Etiqueta telefônica brasileira

Levo dez minutos para me despedir de todos. Mas tenho de avisar minha mulher meia hora antes de eu querer ir embora para que ela comece a se despedir

A pesar de viver aqui há 20 anos, não consigo dominar a tal etiqueta telefônica que chamo de "despedida esticada brasileira". Quer dizer, recitar uma cornucópia de preâmbulos antes de a palavra de encerramento -"Tchau"- deixar os meus lábios.
Minha esposa brasileira começa sua "despedida esticada" dizendo, a intervalos regulares, frases como "Então, tá", "Tá bom" ou "Tá legal" para que a outra pessoa note que ela está ficando sem papo.

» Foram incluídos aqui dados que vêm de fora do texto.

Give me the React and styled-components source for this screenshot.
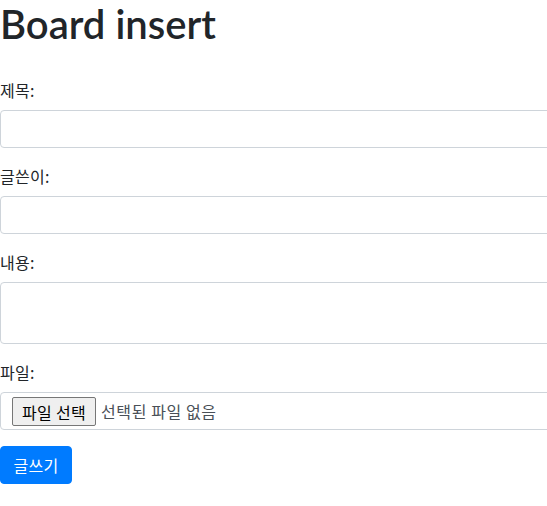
import React from 'react'
import styled, { createGlobalStyle } from 'styled-components'

const GlobalStyle = createGlobalStyle`
  body {
    margin: 0;
    overflow: hidden;
    background: #fff;
    color: #212529;
    font-family: "Noto Sans", "Noto Sans CJK KR", sans-serif;
    font-size: 16px;
    line-height: 1.5;
  }
`

const Page = styled.div`
  width: 547px;
`

const Title = styled.h1`
  margin: 0 0 30px;
  height: 48px;
  font-family: Lato, "Noto Sans", sans-serif;
  font-size: 40px;
  font-weight: 600;
  line-height: 48px;
  color: #212529;
`

const Form = styled.form`
  display: flex;
  flex-direction: column;
  width: 580px;
`

const Group = styled.div`
  display: flex;
  flex-direction: column;
  margin-bottom: 16px;
`

const Label = styled.label`
  font-family: "Noto Sans CJK KR", sans-serif;
  font-size: 16px;
  line-height: 24px;
  margin-bottom: 8px;
  letter-spacing: 0.3px;
`

const Input = styled.input`
  box-sizing: border-box;
  width: 100%;
  height: 38px;
  padding: 6px 12px;
  border: 1px solid #ced4da;
  border-radius: 4px;
  font-size: 16px;
  color: #495057;
  outline: none;
`

const TextArea = styled.textarea`
  box-sizing: border-box;
  width: 100%;
  height: 62px;
  padding: 6px 12px;
  border: 1px solid #ced4da;
  border-radius: 4px;
  resize: none;
  font-size: 16px;
  color: #495057;
  outline: none;
`

const FileBox = styled.div`
  box-sizing: border-box;
  display: flex;
  align-items: center;
  height: 38px;
  padding: 0 10px 0 11px;
  border: 1px solid #ced4da;
  border-radius: 4px;
  font-family: "Noto Sans CJK KR", sans-serif;
`

const FileButton = styled.span`
  box-sizing: border-box;
  display: inline-flex;
  align-items: center;
  justify-content: center;
  width: 84px;
  height: 29px;
  margin-top: 1px;
  margin-right: 5px;
  background: #efefef;
  border: 1px solid #767676;
  border-radius: 2px;
  color: #000;
  font-size: 16px;
  line-height: 1;
  letter-spacing: 0.3px;
`

const FileName = styled.span`
  font-size: 16px;
  color: #495057;
  letter-spacing: 0.6px;
`

const SubmitButton = styled.button`
  align-self: flex-start;
  box-sizing: border-box;
  width: 72px;
  height: 38px;
  padding: 0;
  background: #007bff;
  border: 1px solid #007bff;
  border-radius: 4px;
  color: #fff;
  font-family: "Noto Sans CJK KR", sans-serif;
  font-size: 16px;
  letter-spacing: 0.3px;
`

export default function App () {
  return (
    <Page>
      <GlobalStyle />
      <Title>Board insert</Title>
      <Form onSubmit={e => e.preventDefault()}>
        <Group>
          <Label>제목:</Label>
          <Input type='text' />
        </Group>
        <Group>
          <Label>글쓴이:</Label>
          <Input type='text' />
        </Group>
        <Group>
          <Label>내용:</Label>
          <TextArea rows={2} />
        </Group>
        <Group>
          <Label>파일:</Label>
          <FileBox>
            <FileButton>파일 선택</FileButton>
            <FileName>선택된 파일 없음</FileName>
          </FileBox>
        </Group>
        <SubmitButton type='submit'>글쓰기</SubmitButton>
      </Form>
    </Page>
  )
}
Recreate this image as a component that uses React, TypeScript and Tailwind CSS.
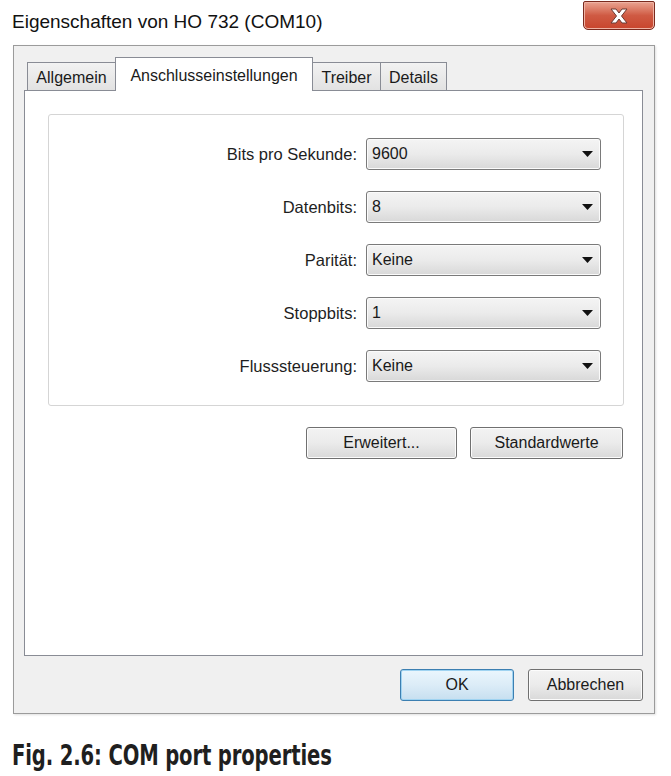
const rows = [
  { label: "Bits pro Sekunde:", value: "9600" },
  { label: "Datenbits:", value: "8" },
  { label: "Parität:", value: "Keine" },
  { label: "Stoppbits:", value: "1" },
  { label: "Flusssteuerung:", value: "Keine" },
];

const tabs = [
  { name: "Allgemein", width: "w-[89px]" },
  { name: "Anschlusseinstellungen", width: "w-[198px]", active: true },
  { name: "Treiber", width: "w-[69px]" },
  { name: "Details", width: "w-[67px]" },
];

function DropArrow() {
  return (
    <svg width="11" height="6" viewBox="0 0 11 6" className="shrink-0">
      <path d="M0 0 H11 L5.5 6 Z" fill="#111" />
    </svg>
  );
}

function Combo({ value }: { value: string }) {
  return (
    <div className="flex h-[32px] w-[235px] items-center justify-between rounded-[3px] border border-[#7a7a7a] bg-gradient-to-b from-[#f4f4f4] via-[#ebebeb] to-[#d8d8d8] pl-[5px] pr-[7px] shadow-[inset_0_0_0_1px_#fbfbfb]">
      <span className="text-[16px] text-[#1a1a1a]">{value}</span>
      <DropArrow />
    </div>
  );
}

function WinButton({ label, className, primary }: { label: string; className: string; primary?: boolean }) {
  return (
    <button
      className={
        primary
          ? `h-[32px] ${className} rounded-[3px] border border-[#3c7fb1] bg-gradient-to-b from-[#eaf6fd] via-[#dcecf7] to-[#c6dff0] text-[16px] text-[#1a1a1a] shadow-[inset_0_0_0_1px_#9fd3f1]`
          : `h-[32px] ${className} rounded-[3px] border border-[#707070] bg-gradient-to-b from-[#f3f3f3] via-[#ebebeb] to-[#d9d9d9] text-[16px] text-[#1a1a1a] shadow-[inset_0_0_0_1px_#fcfcfc]`
      }
    >
      {label}
    </button>
  );
}

export default function App() {
  return (
    <div className="h-[776px] w-[671px] bg-white font-['Liberation_Sans',Arial,sans-serif] text-[#1a1a1a]">
      {/* title bar */}
      <div className="flex h-[45px] items-start justify-between pl-[12px] pr-[16px]">
        <div className="pt-[10px] text-[19px] leading-[24px] text-[#111]">Eigenschaften von HO 732 (COM10)</div>
        <div className="mt-[1px] flex h-[29px] w-[72px] items-center justify-center rounded-b-[5px] rounded-t-[2px] border border-[#7a2a1e] bg-gradient-to-b from-[#e9a391] via-[#cf5a43] to-[#c8442c] shadow-[inset_0_0_0_1px_#efb3a4]">
          <svg width="20" height="16" viewBox="0 0 20 16">
            <path
              d="M2 1 H7 L10 5 L13 1 H18 L12.5 8 L18 15 H13 L10 11 L7 15 H2 L7.5 8 Z"
              fill="#fff"
              stroke="#6b3a33"
              strokeWidth="1"
              strokeLinejoin="round"
            />
          </svg>
        </div>
      </div>

      {/* dialog body */}
      <div className="ml-[13px] h-[669px] w-[642px] border border-[#9b9b9b] bg-[#f0f0f0] pl-[10px] pt-[11px] shadow-[1px_1px_2px_rgba(0,0,0,0.12)]">
        <div className="flex items-end pl-[3px]">
          {tabs.map((t, i) =>
            t.active ? (
              <div
                key={t.name}
                className={`relative z-10 -mb-px -ml-px flex h-[34px] ${t.width} items-start justify-center border border-b-0 border-[#898c95] bg-white pt-[6px] text-[16px]`}
              >
                {t.name}
              </div>
            ) : (
              <div
                key={t.name}
                className={`flex h-[28px] ${t.width} ${i > 0 ? "-ml-px" : ""} items-center justify-center border border-b-0 border-[#898c95] bg-gradient-to-b from-[#f2f2f2] to-[#e2e2e2] pt-[2px] text-[16px]`}
              >
                {t.name}
              </div>
            )
          )}
        </div>

        <div className="h-[566px] w-[619px] border border-[#898c95] bg-white pl-[23px] pt-[23px]">
          <div className="w-[576px] rounded-[3px] border border-[#d5d5d5] pb-[23px] pr-[22px] pt-[23px]">
            <div className="flex flex-col gap-[21px]">
              {rows.map((r) => (
                <div key={r.label} className="flex items-center justify-end gap-[9px]">
                  <span className="text-[16.5px] text-[#1e1e1e]">{r.label}</span>
                  <Combo value={r.value} />
                </div>
              ))}
            </div>
          </div>
          <div className="mt-[21px] flex w-[576px] justify-end gap-[13px] pr-[1px]">
            <WinButton label="Erweitert..." className="w-[151px]" />
            <WinButton label="Standardwerte" className="w-[153px]" />
          </div>
        </div>

        <div className="mt-[13px] flex w-[619px] justify-end gap-[14px]">
          <WinButton label="OK" className="w-[114px]" primary />
          <WinButton label="Abbrechen" className="w-[115px]" />
        </div>
      </div>

      {/* caption */}
      <div className="pl-[12px] pt-[26px]">
        <div className="origin-left scale-x-[0.7] whitespace-nowrap font-['DejaVu_Sans',sans-serif] text-[28px] font-bold leading-[32px] tracking-[-0.2px] text-[#1f1f1f]">
          Fig. 2.6: COM port properties
        </div>
      </div>
    </div>
  );
}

Esses sinais, se ignorados, encolhem-se em uma interminável procissão de "Tás". Quando se cansa de dizer "Tá", ela acrescenta um "Tenho de ir", mas geralmente explica por quê, o que pode esticar o papo um bocado.
Geralmente, "Tenho de ir" é seguido de "A gente se fala", sinal de que o tempo acabou. Mas, de vez em quando, dizer "A gente se fala" pode levar minha mulher ou a outra pessoa a lembrar algo que queriam dizer, o que pode dar início a um novo assunto. Só depois que o novo assunto se esgota, os "Então tás" recomeçam, afinando em uma fila de "Tás", seguida por um segundo "A gente se fala" e culminando no "Tchau".

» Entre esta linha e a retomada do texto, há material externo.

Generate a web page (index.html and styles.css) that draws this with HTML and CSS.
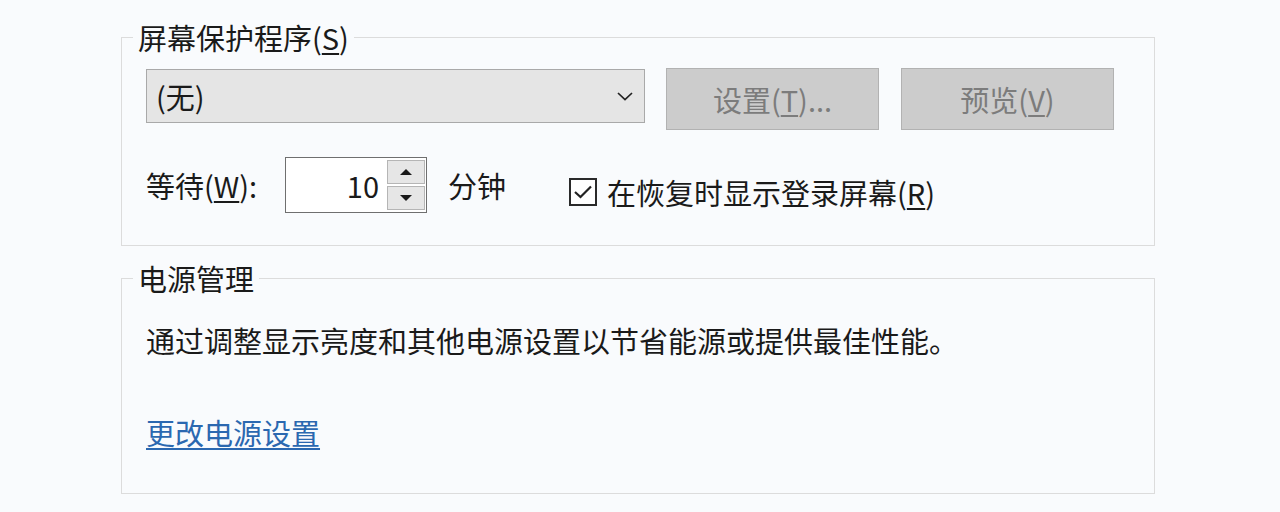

Por ser americano, modelo da eficiência "tempo é dinheiro", termino as ligações com apenas dois preâmbulos: "Tenho de ir" e "A gente se fala", antes de dizer "Tchau". Apesar de as minhas despedidas curtas surpreenderem estranhos de vez em quando, meus amigos brasileiros não se importam porque entendem que venho de uma cultura "mais objetiva", o que é um eufemismo para "curta e grossa".
Não sendo um "homem cordial brasileiro", mesmo em festas só levo dez minutos para me despedir de todos. Mas tenho de avisar minha mulher meia hora antes de eu querer ir embora para que ela comece a se despedir. E, mesmo assim, ela ignora o aviso.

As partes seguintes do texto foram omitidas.